Beide müssen vor der puren Gewalt der großen Zahl kapitulieren. Das Klimaproblem (wenn es denn eines gibt, das auch nur ansatzweise mit menschlichem Vermögen zu tun hat) ist ein Problem der Quantität, nicht der Qualität. Jeder Mensch, wo und in welcher Position auch immer, ist von Natur aus ein "Klimasünder", belastet den CO2-Haushalt, heizt den Treibhauseffekt an, verändert die Umwelt (siehe Viehherden) auf neuartige, von der Natur so nicht vorgesehene Weise. Seine Klimabilanz ist immer negativ.
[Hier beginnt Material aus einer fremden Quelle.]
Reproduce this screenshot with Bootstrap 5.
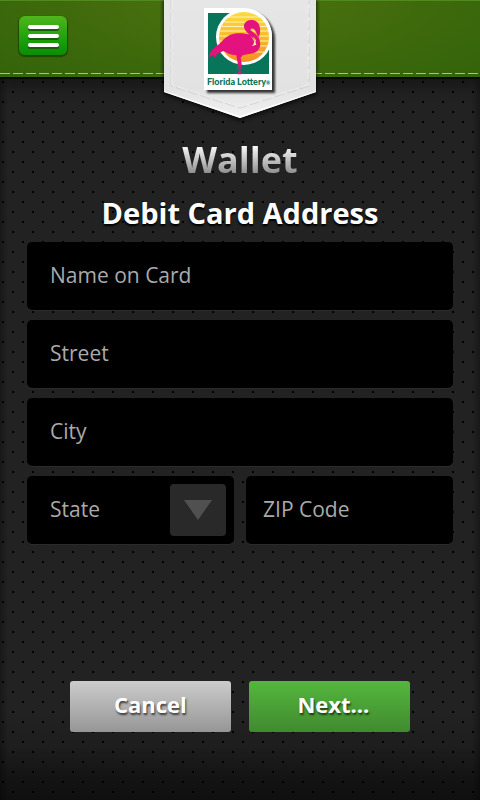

Das geht so lange gut, solange es noch nicht allzu viele von dieser bemerkenswerten Spezies auf  Erden gibt. Wenn die Zahl aber einen gewissen kritischen Grenzwert überschreitet, tritt die Krise ein. Und das scheint heute der Fall zu sein. Acht Milliarden Menschen, und jeder mit einer naturgegebenen negativen Klimabilanz, und alle immer noch auf Vermehrung und bequemes, wenigstens erträgliches Überleben aus - das ist eben zuviel für unser "Ökosystem". Die alten Bibelsprüche - "Seid fruchtbar und mehret euch! Macht euch die Erde untertan!" -, sie gelten nicht mehr.

Wer so etwas sagt, hat wohl alle gegen sich. Jeder sucht den Balken im Auge des anderen, nicht beim Homo sapiens insgesamt. Doch an der Prognose ändert das nichts: Die einzig mögliche Beeinflussung des Weltklimas durch den Menschen läge in der quantitativen Rücknahme seiner selbst. Doch dazu wird es aus eigenem Antrieb nicht kommen. Der Natur, der Erde, ist das gleichgültig, ihr Rhythmus folgt ganz anderen Dimensionen, als sich das ein menschlicher Klimagipfel vorstellen kann. Nur für uns Menschen wird es eventuell heiß.

Von der Universität Klagenfurt kam kürzlich ein Forschungsbericht, der offenbar Beruhigung in die aufgeheizte Diskussion bringen sollte. "Erst 25 Prozent der auf Erden vorhandenen Biomasse", so hieß es da, "wird von der Menschheit bisher überhaupt genutzt." Mit anderen Worten: Ein volles Dreiviertel können wir noch verbraten! Schöne Aussichten. Kann aber auch sein, daß die Würstelbrater dabei selber gebraten werden.